The largest size, the Melchior, measures 18 liters. It is equivalent to 24 bottles or 144 glasses of wine. It is also great for wine or champagne for large crowds or decorative purposes.
Frequently Asked Questions (FAQs)
What Are The Different Sizes Of Liquor Bottles?
Liquor bottles come in a range of different sizes, ranging from a 1.5 fluid ounce shot to a large 608.65 fluid ounce Melchior size.
However, popular liquor bottle sizes include split (6.32oz), longneck (12 oz), half (12.7 oz), pint (16 oz), fifth (25.36 oz), liter (33.82 oz), and handle (59.18 oz).
What Is A 750 Ml Bottle Called?
A 750ml bottle is called a fifth or standard. Considered the legal threshold for individual commercial alcohol sales in the 19th and 20th centuries, it is a standard wine and liquor bottle size today. It is also a common bottle size for bartenders to use in free pours.
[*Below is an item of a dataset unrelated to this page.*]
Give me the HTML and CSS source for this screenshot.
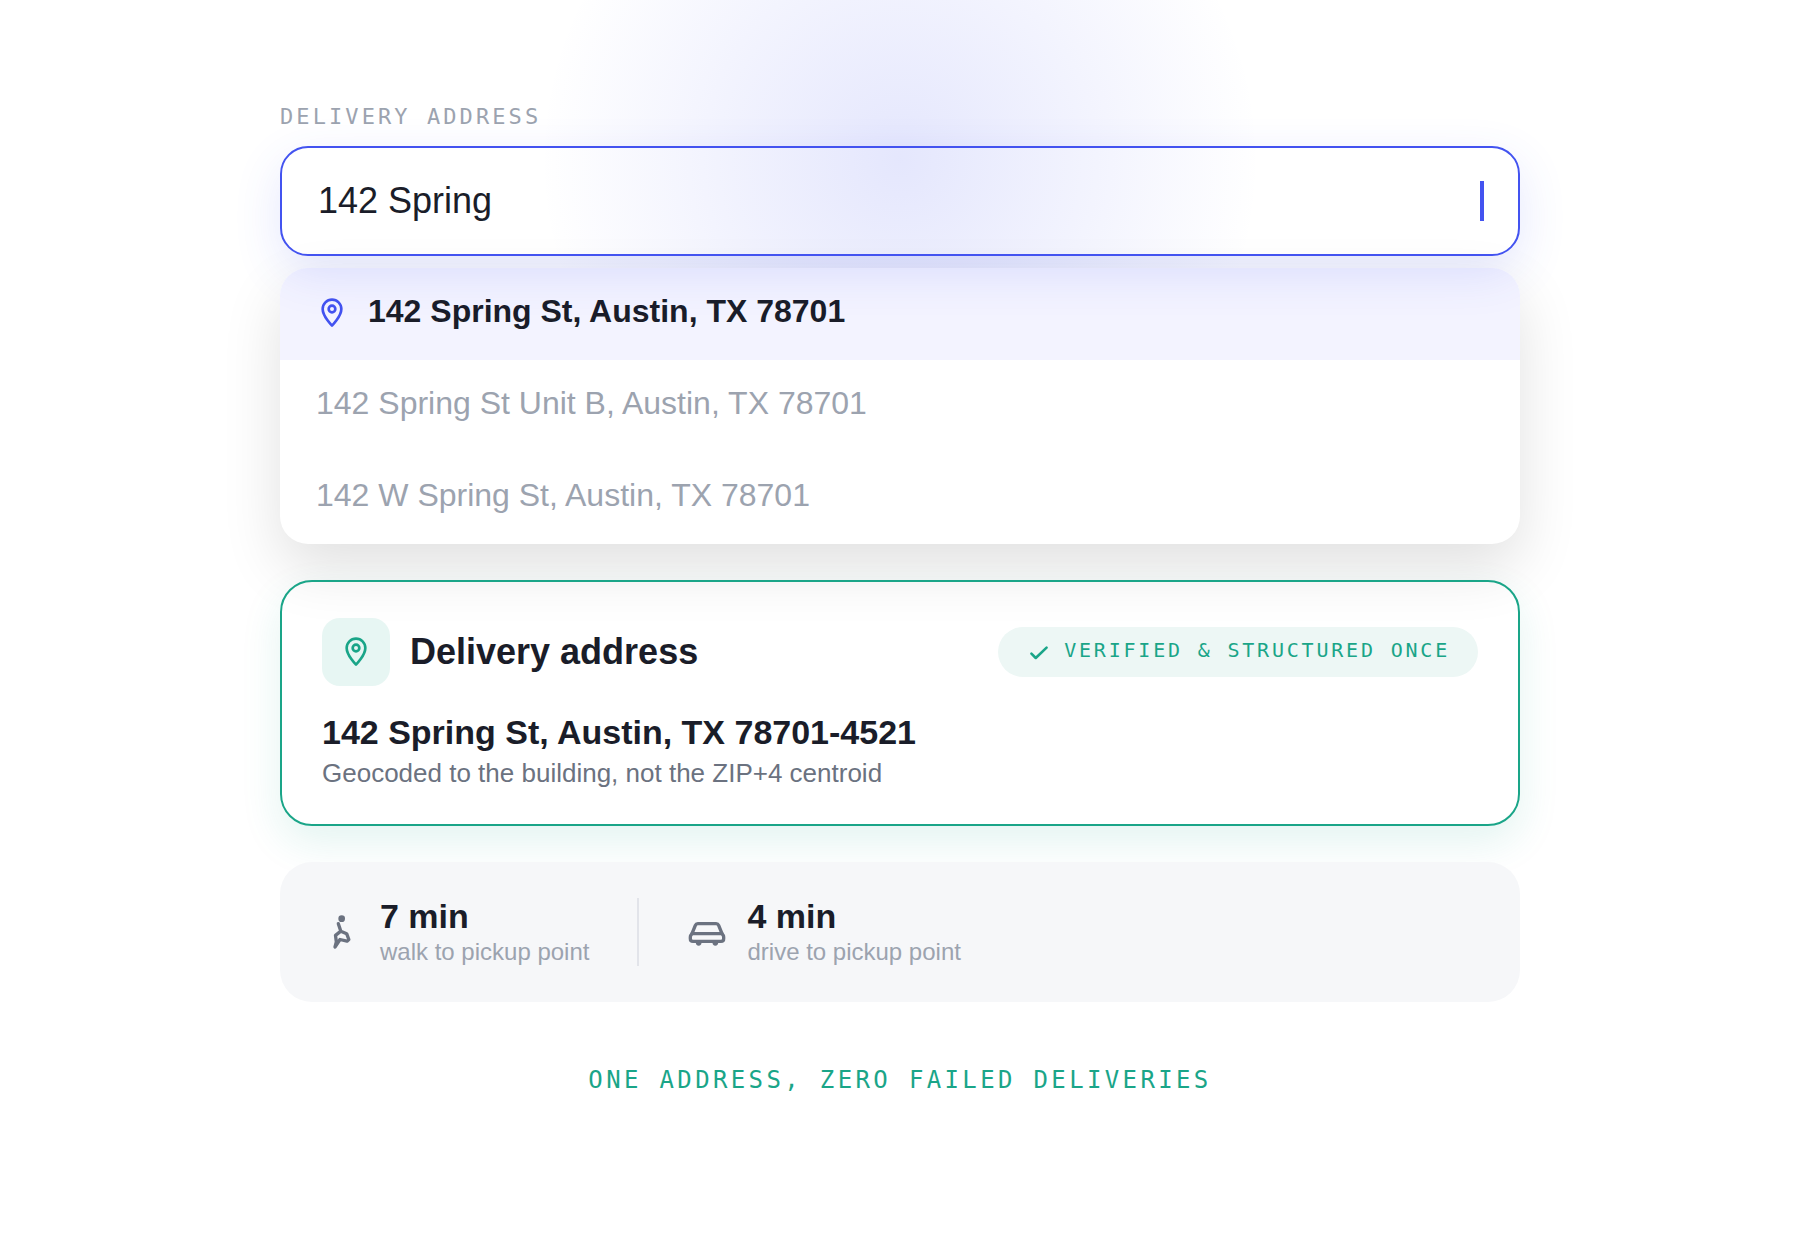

What Size Is 100 Ml Liquor Bottle?
A 100 ml liquor bottle is also called a quarter pint and is equal to 100 ml. While it is not a very common size today, it was typically used for hard liquor.
A half pint or 200ml bottle size, on the other hand, is double the quarter pint and is popularly used for hard liquor. A good example is the Hennessey half pint bottle.
What Is A 375 Ml Bottle Called?
A 375 ml bottle is called a half or demi bottle. At 12.68 ounces, a half or demi bottle houses a variety of alcoholic drinks, including pre-mixed cocktails.
It’s an excellent size for people who want to sample a drink before purchasing. You can even buy multiple drink options in this size as samplers.
Which Is Bigger 1.5 L Or 750ml?
A 1.5L is certainly bigger than a 750ml bottle size. While a 1.5 L bottle (magnum) is equivalent to 34.15 ounces), a 750ml bottle ( a fifth) is equivalent to 25.36 ounces.
Further, a 1.5L bottle is a popular size for wines and champagne intended for large crowds. A 750ml bottle is standard sizing for wines and hard liquor, such as whiskey and vodka.
Knowing your liquor bottle sizes is a great way to make shopping for your drinks easy. Plus, it’s also fun knowledge you can turn into a game night quiz when you host friends over for wine or beer. After all, this guide covers an extensive look into liquor bottle sizing.